*Short task:*
Return all lines that include the string "this".

*Recorded data:*
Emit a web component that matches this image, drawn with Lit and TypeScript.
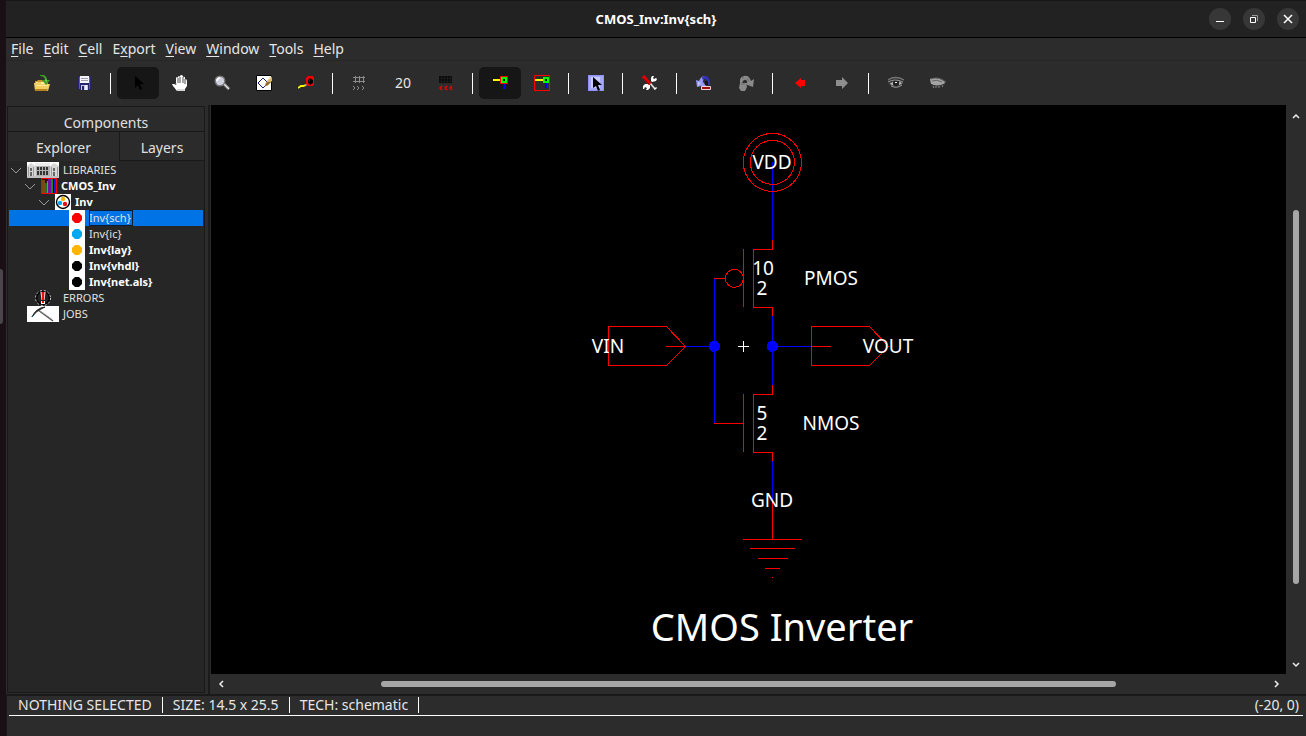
import { LitElement, html, svg, css, TemplateResult } from "lit";
import { customElement, property } from "lit/decorators.js";
import { classMap } from "lit/directives/class-map.js";

/* ---------- icon drawings, 16 x 16 unless noted ---------- */

const art: Record<string, TemplateResult> = {
  open: svg`
    <path d="M1 6h2l1-1h4l1 1h5v3H1z" fill="#c9962a"/>
    <path d="M2 7h11v2H2z" fill="#fff0a8"/>
    <path d="M0 8h3l1-1h3v2h9l-2 7H1z" fill="#f3cf62"/>
    <path d="M1 14h13l-1 2H1z" fill="#b9821c"/>
    <path d="M2 10h12v1H3z" fill="#fce99a"/>
    <path d="M6 0c4-1 7 1 7 5h3l-4 5-4-5h3C11 3 9 1 6 1z" fill="#3e9a24"/>
    <path d="M11 4l1 4 1-3z" fill="#7fd44f"/>`,
  save: svg`
    <path d="M2 1h13v14H3l-1-1z" fill="#26246f"/>
    <path d="M3 2h1v12H3zM13 2h1v12h-1z" fill="#5a58b4"/>
    <path d="M4 1h9v7H4z" fill="#f4f4f8"/>
    <path d="M5 3h7v1H5zM5 5h7v1H5z" fill="#9a9ab0"/>
    <path d="M5 10h7v5H5z" fill="#c4c6e2"/>
    <path d="M6 11h2v4H6z" fill="#26246f"/>
    <path d="M9 10h2v5H9z" fill="#eef"/>`,
  pointer: svg`<path d="M5 1v12l3-3 2 5 2-1-2-5h4z" fill="#000"/>`,
  hand: svg`
    <path d="M4 3q1-2 2 0V2q1-2 2 0V1q1-2 3 0v1q2-1 2 1v1q2 0 2 2v5l-2 3v2H5l-4-5-1-2h2l2 1z" fill="#fff"/>
    <path d="M6 3v5M8 2v6M11 2v6M13 4v5" stroke="#222" fill="none" stroke-width=".8"/>
    <path d="M4 8v2M5 15h8" stroke="#999" fill="none" stroke-width=".8"/>`,
  zoom: svg`
    <path d="M10 9l5 5" stroke="#777" stroke-width="3.2"/>
    <path d="M10 9l5 5" stroke="#e8e8e8" stroke-width="1.3"/>
    <circle cx="6" cy="6" r="4.8" fill="#cfd0dd" stroke="#777" stroke-width="1.4"/>
    <path d="M3 6q0-3 3-3" stroke="#fff" stroke-width="1.6" fill="none"/>`,
  outline: svg`
    <path d="M.5.5h15v15H.5z" fill="#fff" stroke="#000"/>
    <path d="M2 8l5-5 5 5-5 5z" fill="none" stroke="#18187a"/>
    <path d="M14 2l2 1v3l-5 5-2-2z" fill="#d9b566"/>
    <path d="M11 7l-3 5 4-2 3-3z" fill="#8f6a35"/>
    <path d="M14 1l2 1-4 4z" fill="#f6e3b0"/>`,
  measure: svg`
    <path d="M8 3l2-2h5l1 2v7l-2 1H9L8 9z" fill="#f20000"/>
    <path d="M12 3l3 2v3l-3 2-2-2V5z" fill="#000"/>
    <path d="M11 5l2-1-2 3z" fill="#900"/>
    <path d="M8 10L5 11H3l-3 2" stroke="#ff0" stroke-width="1.8" fill="none"/>
    <path d="M8 9l1 1-3 2" stroke="#888" stroke-width=".6" fill="none"/>`,
  grid: svg`
    <path d="M3.500 1v7M7.500 1v7M11.500 1v7M1 2.500h12M1 6.500h12" stroke="#8c8c8c" fill="none"/>
    <path d="M1 11l2 2-2 2M5 11l2 2-2 2M10 11l2 2-2 2" stroke="#8c8c8c" fill="none"/>`,
  gridFine: svg`
    <path d="M1 1h13v7H1z" fill="#0b0b0b"/>
    <path d="M3.500 1v7M6.500 1v7M9.500 1v7M12.500 1v7M1 3.500h13M1 6.500h13" stroke="#2b2b2b" stroke-width=".4"/>
    <path d="M4 11l-2 2 2 2M9 11l-2 2 2 2M14 11l-2 2 2 2" stroke="#f00000" stroke-width="1.400" fill="none"/>`,
  port: svg`
    <path d="M1 4h8v2H1z" fill="#ff0"/>
    <path d="M8 1h8v8H8z" fill="#f00"/>
    <path d="M9 2h6v6H9z" fill="#0f0"/>
    <path d="M11 4h2v2h-2z" fill="#000"/>
    <path d="M11 9h2v5h-2z" fill="#00f"/>`,
  portBox: svg`
    <path d="M.5.5h15v15H.5z" fill="none" stroke="#f00"/>
    <path d="M1 4h8v2H1z" fill="#ff0"/>
    <path d="M9 2h6v6H9z" fill="#0f0"/>
    <path d="M11 4h2v2h-2z" fill="#000"/>
    <path d="M11 8h2v5h-2z" fill="#00f"/>`,
  special: svg`
    <path d="M0 0h16v16H0z" fill="#8f92f4"/>
    <path d="M1 1h14v14H1z" fill="#a5a8f8"/>
    <path d="M3 2h9v11H3z" fill="#c9cbff"/>
    <path d="M5 2v11l3-2 2 5 2-1-2-5h4z" fill="#000"/>`,
  tools: svg`
    <path d="M10 7l4-1 1-2-1-1-2 1-1-1 1-2h-2L9 3v3zM6 9L3 9 1 11v3h1l1-2 2 1-1 2h2l2-2v-3z" fill="#fff"/>
    <path d="M8 8l5 6" stroke="#ddd" stroke-width="1.800"/>
    <path d="M13 13l1 1" stroke="#fff" stroke-width="3"/>
    <path d="M1 1l7 8" stroke="#e00000" stroke-width="3.400"/>
    <path d="M2 4l5 5" stroke="#700" stroke-width=".8"/>`,
  undo: svg`
    <path d="M0 5l3 1Q5 1 9 1l2 2Q7 3 7 7l3 4H5l-4 1z" fill="#9699f0"/>
    <path d="M2 7l3 1-3 3z" fill="#c4c6ff"/>
    <path d="M6 2q6-3 8 4v4h-2q0-5-3-6-2 0-2 2z" fill="#3230b4"/>
    <path d="M9 6q2-1 3 1v3H9z" fill="#161616"/>
    <path d="M5.500 11.500h9v3h-9z" fill="#a00c0c" stroke="#f5d6d6" stroke-linejoin="round"/>`,
  redo: svg`
    <path d="M16 4l-3 2Q11 0 6 1 1 2 2 8l2 1q1-5 4-4 2 1 1 3l-2 0 0 1 8 3z" fill="#8a8a8a"/>
    <path d="M2 8h6l1 4-2 4H3l-2-3z" fill="#8a8a8a"/>
    <path d="M4 3l2-1M9 3l2 3M3 9h4" stroke="#6c6c6c" fill="none"/>`,
  back: svg`<path d="M3 8l6-5v2h4v6H9v2z" fill="#f00"/>`,
  forward: svg`<path d="M14 8L8 2v3H2v6h6v3z" fill="#8e8e8e"/>`,
  eye: svg`
    <path d="M0 5q7-5 16 0" stroke="#777" fill="none" stroke-width="1.300"/>
    <path d="M1 9q6-6 14-1-6 6-14 1z" fill="#bdbdbd" stroke="#444"/>
    <circle cx="8" cy="8" r="3.200" fill="#222"/>
    <path d="M7 7h2v1H7z" fill="#fff"/>
    <path d="M3 11q6 3 11-1M0 7q7-4 15 0" stroke="#999" fill="none"/>`,
  eyeClosed: svg`
    <path d="M0 4q7-3 15 3l-1 3q-6 3-13-1z" fill="#a4a4a4"/>
    <path d="M1 4q8-3 15 3M2 6q5-2 10 1" stroke="#666" fill="none"/>
    <path d="M0 9q6 4 15 0" stroke="#333" fill="none" stroke-width="1.200"/>
    <path d="M3 11l1 2M6 11v2M9 11v2M12 11l1 1" stroke="#888" fill="none"/>`,
  // 32 x 16: library building
  building: svg`
    <path d="M0 0h32v16H0z" fill="#fff"/>
    <path d="M0 4l4-3 4 3h15l4-3 5 3v12H0z" fill="#d8d8d8"/>
    <path d="M8 1h15v3H8z" fill="#ececec"/>
    <path d="M0 14h32v2H0z" fill="#c0c0c0"/>
    <path d="M9 4h14v10H9z" fill="#b0b0b0"/>
    <path d="M10 5h2v3h-2zM13 5h2v3h-2zM16 5h2v3h-2zM19 5h2v3h-2zM10 9h2v4h-2zM13 9h2v4h-2zM16 9h2v4h-2zM19 9h2v4h-2z" fill="#333"/>
    <path d="M3 6h2v3H3zM3 10h2v4H3zM26 6h2v3h-2zM26 10h2v4h-2z" fill="#666"/>
    <path d="M1 5h1v9H1zM6 5h1v9H6zM24 5h1v9h-1zM30 5h1v9h-1z" fill="#999"/>`,
  books: svg`
    <path d="M.5.5h15v15H.5z" fill="#301010" stroke="#f00"/>
    <path d="M1 2h3v13H1z" fill="#7a4a12"/><path d="M4 5h2v10H4z" fill="#157a1c"/>
    <path d="M6 3h1v12H6z" fill="#10b0d8"/><path d="M7 1h3v14H7z" fill="#7010a0"/>
    <path d="M10 1h2v14h-2z" fill="#118a20"/><path d="M13 1h2v14h-2z" fill="#1818e0"/>
    <path d="M12 1h1v14h-1z" fill="#000"/>`,
  cell: svg`
    <path d="M0 0h16v16H0z" fill="#fff"/>
    <circle cx="8" cy="8" r="6.500" fill="#fff" stroke="#000" stroke-width="1.400"/>
    <circle cx="8" cy="5" r="2.200" fill="#ffb400"/>
    <circle cx="5" cy="9" r="2.200" fill="#00a8f0"/>
    <circle cx="10" cy="10" r="2.200" fill="#e81010"/>`,
  error: svg`
    <circle cx="8" cy="8" r="6.500" fill="#222" stroke="#000" stroke-width="1.600"/>
    <circle cx="8" cy="8" r="7.500" fill="none" stroke="#fff" stroke-width=".8" stroke-dasharray="2 2"/>
    <path d="M5.500 2h5l-1 8h-3zM6 11h4v3H6z" fill="#fff"/>
    <path d="M6.500 2h3l-.5 8H7zM7 11h2v2H7z" fill="#e81010"/>`,
  // 32 x 16: pickaxe
  pick: svg`
    <path d="M0 0h32v16H0z" fill="#fff"/>
    <path d="M11 4l15 11" stroke="#555" stroke-width="1.500"/>
    <path d="M12 4l13 9" stroke="#aaa" stroke-width=".6"/>
    <path d="M18 1Q9 2 5 11 9 5 14 3z" fill="#222" stroke="#222"/>
    <path d="M5 11l1-2" stroke="#2a6a70"/>`,
};

const dot = (color: string) => svg`
  <path d="M0 0h16v16H0z" fill="#fff"/>
  <path d="M6 3h4l3 3v4l-3 3H6l-3-3V6z" fill=${color}/>`;

const icon = (drawing: TemplateResult, wide = false) => html`<svg
  class="icon" width=${wide ? 32 : 16} height="16"
  viewBox=${wide ? "0 0 32 16" : "0 0 16 16"} aria-hidden="true">${drawing}</svg>`;

const iconStyles = css`
  .icon { display: block; flex: none; }
`;

const controlStyles = css`
  :host, * { box-sizing: border-box; }
  button {
    margin: 0; padding: 0; border: 0; background: none;
    color: inherit; font: inherit; cursor: default;
  }
`;

/* ---------- title bar ---------- */

@customElement("title-bar")
class TitleBar extends LitElement {
  @property() heading = "";

  static styles = [controlStyles, css`
    :host {
      display: grid; grid-template-columns: 1fr auto 1fr; align-items: center;
      height: 38px; background: #222; border-top: 1px solid #161616;
      border-bottom: 1px solid #000; padding: 0 7px;
    }
    h1 { grid-column: 2; margin: 0; font-size: 13px; font-weight: 700; color: #fff; }
    .controls { display: flex; justify-content: flex-end; gap: 12px; }
    .control {
      width: 22px; height: 22px; border-radius: 50%; background: #373737;
      display: grid; place-items: center;
    }
    .control svg { display: block; }
  `];

  render() {
    return html`
      <h1>${this.heading}</h1>
      <div class="controls">
        <button class="control" aria-label="Minimize">
          <svg width="10" height="10"><path d="M1 7.500h8" stroke="#fff"/></svg>
        </button>
        <button class="control" aria-label="Restore">
          <svg width="10" height="10"><path d="M1.500 3.500h5v5h-5z" fill="none" stroke="#fff"/><path d="M3 1.500h5.500V7" fill="none" stroke="#999"/></svg>
        </button>
        <button class="control" aria-label="Close">
          <svg width="10" height="10"><path d="M1 1l8 8M9 1L1 9" stroke="#fff" stroke-width="1.500"/></svg>
        </button>
      </div>`;
  }
}

/* ---------- menu bar ---------- */

@customElement("menu-bar")
class MenuBar extends LitElement {
  // Each entry: text before the mnemonic, the mnemonic, text after it.
  private menus = [
    ["", "F", "ile"], ["", "E", "dit"], ["", "C", "ell"], ["E", "x", "port"],
    ["", "V", "iew"], ["", "W", "indow"], ["", "T", "ools"], ["", "H", "elp"],
  ];

  static styles = [controlStyles, css`
    :host {
      display: flex; gap: 10px; padding: 0 5px; height: 23px; align-items: center;
      border-bottom: 1px solid #272727; font-size: 14px; line-height: 20px; color: #e6e6e6;
    }
    .key { text-decoration: underline; text-underline-offset: 2px; text-decoration-skip-ink: none; }
  `];

  render() {
    return this.menus.map(([a, key, b]) => html`<button>${a}<u class="key">${key}</u>${b}</button>`);
  }
}

/* ---------- tool bar ---------- */

type Tool = { name: string; art?: string; text?: string; on?: boolean } | null;

@customElement("tool-bar")
class ToolBar extends LitElement {
  private tools: Tool[] = [
    { name: "Open library", art: "open" }, { name: "Save library", art: "save" }, null,
    { name: "Click/zoom/wire", art: "pointer", on: true }, { name: "Pan", art: "hand" },
    { name: "Zoom", art: "zoom" }, { name: "Outline", art: "outline" }, { name: "Measure", art: "measure" }, null,
    { name: "Coarser grid", art: "grid" }, { name: "Grid alignment", text: "20" }, { name: "Finer grid", art: "gridFine" }, null,
    { name: "Select objects", art: "port", on: true }, { name: "Select area", art: "portBox" }, null,
    { name: "Special select", art: "special" }, null,
    { name: "Preferences", art: "tools" }, null,
    { name: "Undo", art: "undo" }, { name: "Redo", art: "redo" }, null,
    { name: "Go back", art: "back" }, { name: "Go forward", art: "forward" }, null,
    { name: "Expand cells", art: "eye" }, { name: "Unexpand cells", art: "eyeClosed" },
  ];

  static styles = [controlStyles, iconStyles, css`
    :host { display: flex; align-items: center; height: 44px; padding: 0 15px; }
    .tool {
      width: 42px; height: 32px; border-radius: 5px;
      display: grid; place-items: center; font-size: 14px; line-height: 18px; color: #e6e6e6;
    }
    .tool.on { background: #161616; }
    .tool.text { width: 44px; }
    .divider { width: 1px; height: 21px; margin: 0 6px 0 5px; background: #fff; }
  `];

  render() {
    return this.tools.map((t) => t === null
      ? html`<span class="divider"></span>`
      : html`<button class=${classMap({ tool: true, on: !!t.on, text: !!t.text })} aria-label=${t.name}>
          ${t.art ? icon(art[t.art]) : t.text}</button>`);
  }
}

/* ---------- explorer ---------- */

interface Row {
  label: string; level: number; open?: boolean; bold?: boolean;
  selected?: boolean; art?: string; wide?: boolean; color?: string; slot?: boolean;
}

@customElement("explorer-panel")
class ExplorerPanel extends LitElement {
  private rows: Row[] = [
    { label: "LIBRARIES", level: 0, open: true, art: "building", wide: true },
    { label: "CMOS_Inv", level: 1, open: true, bold: true, art: "books" },
    { label: "Inv", level: 2, open: true, bold: true, art: "cell" },
    { label: "Inv{sch}", level: 3, color: "#f00", selected: true },
    { label: "Inv{ic}", level: 3, color: "#00a8f0" },
    { label: "Inv{lay}", level: 3, color: "#ffb400", bold: true },
    { label: "Inv{vhdl}", level: 3, color: "#000", bold: true },
    { label: "Inv{net.als}", level: 3, color: "#000", bold: true },
    { label: "ERRORS", level: 0, art: "error", slot: true },
    { label: "JOBS", level: 0, art: "pick", wide: true },
  ];

  static styles = [controlStyles, iconStyles, css`
    :host {
      display: flex; flex-direction: column; border: 1px solid #191919;
      background: #262626; color: #e0e0e0;
    }
    .tabs { display: grid; grid-template-columns: 111px 1fr; font-size: 14px; line-height: 20px; background: #2b2b2b; }
    .tab { height: 29px; border-bottom: 1px solid #191919; padding-top: 4px; }
    .tab.top { grid-column: 1 / -1; height: 25px; padding-top: 6px; }
    .tab.active { border-bottom: 0; padding-top: 2px; background: #2b2b2b; }
    .tab.side { border-left: 1px solid #191919; }
    .tree { margin: 1px 1px 0; padding: 0; list-style: none; font-size: 11px; line-height: 16px; }
    .row { display: flex; align-items: center; height: 16px; gap: 4px; }
    .row.selected { background: #0073e6; }
    .level1 { padding-left: 14px; }
    .level2 { padding-left: 28px; }
    .level3 { padding-left: 42px; }
    .twist { width: 14px; height: 16px; display: block; flex: none; }
    .pic { display: flex; justify-content: center; }
    .pic.slot { width: 32px; }
    .bold { font-weight: 700; color: #fff; }
    .selected .name { outline: 1px solid #0b1c30; outline-offset: -1px; padding-right: 2px; }
  `];

  render() {
    return html`
      <div class="tabs" role="tablist">
        <button class="tab top" role="tab">Components</button>
        <button class="tab active" role="tab" aria-selected="true">Explorer</button>
        <button class="tab side" role="tab">Layers</button>
      </div>
      <ul class="tree" role="tree">
        ${this.rows.map((r) => html`
          <li role="treeitem" class=${classMap({ row: true, selected: !!r.selected, ["level" + r.level]: true })}>
            <svg class="twist" viewBox="0 0 14 16">
              ${r.open ? svg`<path d="M2 6l5 5 5-5" fill="none" stroke="#9a9a9a"/>` : null}
            </svg>
            <span class=${classMap({ pic: true, slot: !!r.slot })}>
              ${icon(r.color ? dot(r.color) : art[r.art!], r.wide)}
            </span>
            <span class=${classMap({ name: true, bold: !!r.bold })}>${r.label}</span>
          </li>`)}
      </ul>`;
  }
}

/* ---------- scroll bar ---------- */

@customElement("scroll-bar")
class ScrollBar extends LitElement {
  @property({ type: Boolean, reflect: true }) vertical = false;
  @property({ type: Array }) parts = [1, 1, 1];

  static styles = [controlStyles, css`
    :host { display: flex; height: 20px; min-width: 0; }
    :host([vertical]) { flex-direction: column; height: auto; width: 20px; min-height: 0; }
    .arrow { width: 20px; height: 20px; flex: none; display: grid; place-items: center; }
    .track { flex: 1; display: flex; align-items: center; min-height: 0; }
    :host([vertical]) .track { flex-direction: column; }
    .part { flex-basis: 0; }
    .thumb { height: 6px; border-radius: 3px; background: #a6a6a6; }
    :host([vertical]) .thumb { height: auto; width: 6px; }
  `];

  private arrow(label: string, d: string) {
    return html`<button class="arrow" aria-label=${label}>
      <svg width="8" height="8"><path d=${d} fill="none" stroke="#eee" stroke-width="1.500"/></svg>
    </button>`;
  }

  render() {
    const [before, thumb, after] = this.parts;
    return html`
      ${this.vertical ? this.arrow("Scroll up", "M1 7l3-3 3 3") : this.arrow("Scroll left", "M6 1L3 4l3 3")}
      <div class="track">
        <span class="part" style="flex-grow:${before}"></span>
        <span class="part thumb" style="flex-grow:${thumb}"></span>
        <span class="part" style="flex-grow:${after}"></span>
      </div>
      ${this.vertical ? this.arrow("Scroll down", "M1 3l3 3 3-3") : this.arrow("Scroll right", "M3 1l3 3-3 3")}`;
  }
}

/* ---------- schematic, origin at the cell centre ---------- */

@customElement("schematic-view")
class SchematicView extends LitElement {
  private texts: [string, number, number][] = [
    ["VDD", 29, -177], ["10", 20, -71], ["2", 19, -51], ["PMOS", 88, -61],
    ["VIN", -135, 7], ["VOUT", 145, 7], ["5", 19, 74], ["2", 19, 94],
    ["NMOS", 88, 84], ["GND", 29, 161],
  ];

  static styles = css`
    :host { display: block; background: #000; min-width: 0; min-height: 0; overflow: hidden; }
    .sheet { display: block; width: 100%; height: 100%; }
    .red { stroke: #f00; fill: none; }
    .blue { stroke: #00f; fill: none; }
    .join { fill: #00f; }
    .origin { stroke: #fff; }
    .label { fill: #fff; font-size: 19px; text-anchor: middle; }
    .caption { fill: #fff; font-size: 38px; text-anchor: middle; }
  `;

  render() {
    return html`
      <svg class="sheet" viewBox="-532 -241 1075 569" role="img" aria-label="CMOS inverter schematic">
        <g transform="translate(.4 .4)" shape-rendering="crispEdges">
          <path class="blue" d="M29-184V-106M-29-68V77M29-30V39M-58 0H-29M29 0H68M29 115V154"/>
          <circle class="red" cx="29" cy="-184" r="29"/>
          <circle class="red" cx="29" cy="-184" r="22"/>
          <circle class="red" cx="-9" cy="-68" r="9"/>
          <path class="red" d="M29-106V-97H10V-39H29V-30M0-97V-39M-29-68H-18"/>
          <path class="red" d="M29 39V48H10V106H29V115M0 48V106M-29 77H0"/>
          <path class="red" d="M-135-20H-77L-58 0-77 19H-135ZM-77 0H-58"/>
          <path class="red" d="M68-20H126L145 0 126 19H68ZM68 0H88"/>
          <path class="red" d="M29 154V193M0 193H59M7 202H52M15 212H45M22 222H37M29 231H30"/>
          <circle class="join" cx="-29" cy="0" r="5.500"/>
          <circle class="join" cx="29" cy="0" r="5.500"/>
          <path class="origin" d="M-5 0H6M0-5V6"/>
        </g>
        ${this.texts.map(([t, x, y]) => svg`<text class="label" x=${x} y=${y}>${t}</text>`)}
        <text class="caption" x="39" y="295">CMOS Inverter</text>
      </svg>`;
  }
}

/* ---------- status bar ---------- */

@customElement("status-bar")
class StatusBar extends LitElement {
  private fields = ["NOTHING SELECTED", "SIZE: 14.5 x 25.5", "TECH: schematic"];

  static styles = [controlStyles, css`
    :host {
      display: block; height: 42px; border-top: 2px solid #191919;
      border-left: 1px solid #191919; padding: 0 3px 0 2px; font-size: 14px; color: #e6e6e6;
    }
    .line { display: flex; align-items: center; height: 20px; border-bottom: 1px solid #fff; line-height: 16px; }
    .field { padding: 0 10px 0 9px; border-right: 1px solid #fff; white-space: nowrap; }
    .field + .field { padding-left: 10px; }
    .line { padding-bottom: 1px; }
    .where { margin-left: auto; padding-right: 4px; }
  `];

  render() {
    return html`<div class="line">
      ${this.fields.map((f) => html`<span class="field">${f}</span>`)}
      <span class="where">(-20, 0)</span>
    </div>`;
  }
}

/* ---------- application ---------- */

@customElement("app-root")
class AppRoot extends LitElement {
  static styles = css`
    :host {
      display: grid; grid-template-columns: 6px minmax(0, 1fr); height: 100vh;
      background: #2c2c2c; font-family: "Noto Sans", "Open Sans", sans-serif;
    }
    .dock { background: #1b0f16; display: flex; align-items: center; }
    .handle { width: 3px; height: 55px; margin-bottom: 144px; border-radius: 0 3px 3px 0; background: #4a454a; }
    .window { display: flex; flex-direction: column; min-width: 0; min-height: 0; }
    .work { flex: 1; min-height: 0; display: grid; grid-template-columns: 199px minmax(0, 1fr); }
    explorer-panel { margin: 1px 0 1px 1px; }
    .editor {
      display: grid; grid-template-columns: minmax(0, 1fr) 20px; grid-template-rows: minmax(0, 1fr) 20px;
      margin-left: 3px; border-left: 2px solid #1b1b1b; padding-left: 1px;
    }
  `;

  render() {
    return html`
      <div class="dock"><span class="handle"></span></div>
      <div class="window">
        <title-bar heading="CMOS_Inv:Inv{sch}"></title-bar>
        <menu-bar></menu-bar>
        <tool-bar></tool-bar>
        <main class="work">
          <explorer-panel></explorer-panel>
          <section class="editor">
            <schematic-view></schematic-view>
            <scroll-bar vertical .parts=${[85, 374, 70]}></scroll-bar>
            <scroll-bar .parts=${[150, 735, 150]}></scroll-bar>
          </section>
        </main>
        <status-bar></status-bar>
      </div>`;
  }
}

*Exercise response:*
Emit a web component that matches this image, drawn with Lit and TypeScript.
      <h1>${this.heading}</h1>
    return this.menus.map(([a, key, b]) => html`<button>${a}<u class="key">${key}</u>${b}</button>`);
    return this.tools.map((t) => t === null
        ${this.rows.map((r) => html`
    const [before, thumb, after] = this.parts;
      ${this.vertical ? this.arrow("Scroll up", "M1 7l3-3 3 3") : this.arrow("Scroll left", "M6 1L3 4l3 3")}
      ${this.vertical ? this.arrow("Scroll down", "M1 3l3 3 3-3") : this.arrow("Scroll right", "M3 1l3 3-3 3")}`;
        ${this.texts.map(([t, x, y]) => svg`<text class="label" x=${x} y=${y}>${t}</text>`)}
      ${this.fields.map((f) => html`<span class="field">${f}</span>`)}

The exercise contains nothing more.